BEGIN Supplied information

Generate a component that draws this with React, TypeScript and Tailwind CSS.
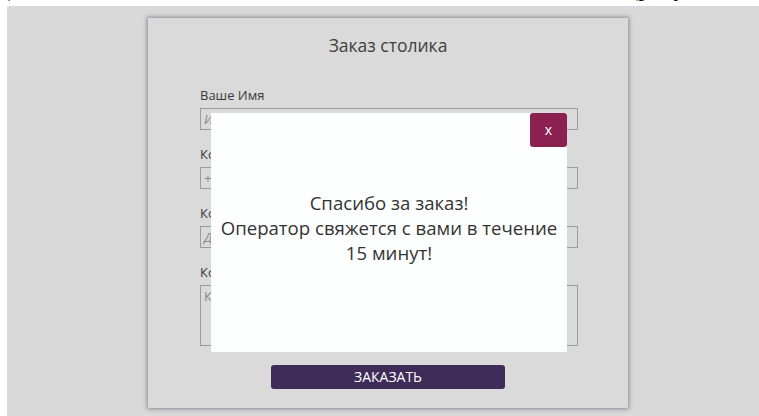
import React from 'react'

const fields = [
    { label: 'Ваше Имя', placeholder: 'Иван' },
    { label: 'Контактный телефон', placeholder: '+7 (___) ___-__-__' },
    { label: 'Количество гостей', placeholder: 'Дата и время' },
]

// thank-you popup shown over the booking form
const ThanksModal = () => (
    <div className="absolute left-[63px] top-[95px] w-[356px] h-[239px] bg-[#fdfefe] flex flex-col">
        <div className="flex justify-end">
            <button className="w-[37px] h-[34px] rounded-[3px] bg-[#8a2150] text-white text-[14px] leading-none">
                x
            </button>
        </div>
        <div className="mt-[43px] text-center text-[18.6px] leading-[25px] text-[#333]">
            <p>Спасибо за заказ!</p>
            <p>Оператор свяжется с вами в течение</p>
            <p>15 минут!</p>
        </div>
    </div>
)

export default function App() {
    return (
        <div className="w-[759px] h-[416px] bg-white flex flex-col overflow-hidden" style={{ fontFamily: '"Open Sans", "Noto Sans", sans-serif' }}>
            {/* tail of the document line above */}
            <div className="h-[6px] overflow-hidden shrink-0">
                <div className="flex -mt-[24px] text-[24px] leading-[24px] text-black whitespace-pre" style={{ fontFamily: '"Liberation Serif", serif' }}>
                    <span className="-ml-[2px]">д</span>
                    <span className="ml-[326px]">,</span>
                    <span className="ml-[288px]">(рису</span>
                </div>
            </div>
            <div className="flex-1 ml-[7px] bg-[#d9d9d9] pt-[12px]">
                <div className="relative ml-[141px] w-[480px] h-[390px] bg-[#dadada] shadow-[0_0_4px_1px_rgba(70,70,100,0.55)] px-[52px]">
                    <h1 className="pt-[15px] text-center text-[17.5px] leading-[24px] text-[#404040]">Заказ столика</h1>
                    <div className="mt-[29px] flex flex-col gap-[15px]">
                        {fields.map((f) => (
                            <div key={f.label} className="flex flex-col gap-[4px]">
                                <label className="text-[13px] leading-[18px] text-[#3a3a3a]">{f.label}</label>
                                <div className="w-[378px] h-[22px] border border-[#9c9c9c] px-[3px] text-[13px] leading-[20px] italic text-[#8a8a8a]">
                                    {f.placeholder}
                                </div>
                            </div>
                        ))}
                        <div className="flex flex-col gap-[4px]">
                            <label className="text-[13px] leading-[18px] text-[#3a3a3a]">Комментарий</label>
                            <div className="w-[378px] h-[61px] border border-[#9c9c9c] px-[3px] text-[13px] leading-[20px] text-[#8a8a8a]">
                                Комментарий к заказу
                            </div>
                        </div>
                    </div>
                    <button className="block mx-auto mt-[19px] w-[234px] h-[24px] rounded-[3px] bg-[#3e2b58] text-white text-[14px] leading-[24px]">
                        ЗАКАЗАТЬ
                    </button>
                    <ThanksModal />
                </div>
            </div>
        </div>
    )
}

END Supplied information

Output the lines above in full and exactly as given, omitting any pictures.

Generate a component that draws this with React, TypeScript and Tailwind CSS.
import React from 'react'

const fields = [
    { label: 'Ваше Имя', placeholder: 'Иван' },
    { label: 'Контактный телефон', placeholder: '+7 (___) ___-__-__' },
    { label: 'Количество гостей', placeholder: 'Дата и время' },
]

// thank-you popup shown over the booking form
const ThanksModal = () => (
    <div className="absolute left-[63px] top-[95px] w-[356px] h-[239px] bg-[#fdfefe] flex flex-col">
        <div className="flex justify-end">
            <button className="w-[37px] h-[34px] rounded-[3px] bg-[#8a2150] text-white text-[14px] leading-none">
                x
            </button>
        </div>
        <div className="mt-[43px] text-center text-[18.6px] leading-[25px] text-[#333]">
            <p>Спасибо за заказ!</p>
            <p>Оператор свяжется с вами в течение</p>
            <p>15 минут!</p>
        </div>
    </div>
)

export default function App() {
    return (
        <div className="w-[759px] h-[416px] bg-white flex flex-col overflow-hidden" style={{ fontFamily: '"Open Sans", "Noto Sans", sans-serif' }}>
            {/* tail of the document line above */}
            <div className="h-[6px] overflow-hidden shrink-0">
                <div className="flex -mt-[24px] text-[24px] leading-[24px] text-black whitespace-pre" style={{ fontFamily: '"Liberation Serif", serif' }}>
                    <span className="-ml-[2px]">д</span>
                    <span className="ml-[326px]">,</span>
                    <span className="ml-[288px]">(рису</span>
                </div>
            </div>
            <div className="flex-1 ml-[7px] bg-[#d9d9d9] pt-[12px]">
                <div className="relative ml-[141px] w-[480px] h-[390px] bg-[#dadada] shadow-[0_0_4px_1px_rgba(70,70,100,0.55)] px-[52px]">
                    <h1 className="pt-[15px] text-center text-[17.5px] leading-[24px] text-[#404040]">Заказ столика</h1>
                    <div className="mt-[29px] flex flex-col gap-[15px]">
                        {fields.map((f) => (
                            <div key={f.label} className="flex flex-col gap-[4px]">
                                <label className="text-[13px] leading-[18px] text-[#3a3a3a]">{f.label}</label>
                                <div className="w-[378px] h-[22px] border border-[#9c9c9c] px-[3px] text-[13px] leading-[20px] italic text-[#8a8a8a]">
                                    {f.placeholder}
                                </div>
                            </div>
                        ))}
                        <div className="flex flex-col gap-[4px]">
                            <label className="text-[13px] leading-[18px] text-[#3a3a3a]">Комментарий</label>
                            <div className="w-[378px] h-[61px] border border-[#9c9c9c] px-[3px] text-[13px] leading-[20px] text-[#8a8a8a]">
                                Комментарий к заказу
                            </div>
                        </div>
                    </div>
                    <button className="block mx-auto mt-[19px] w-[234px] h-[24px] rounded-[3px] bg-[#3e2b58] text-white text-[14px] leading-[24px]">
                        ЗАКАЗАТЬ
                    </button>
                    <ThanksModal />
                </div>
            </div>
        </div>
    )
}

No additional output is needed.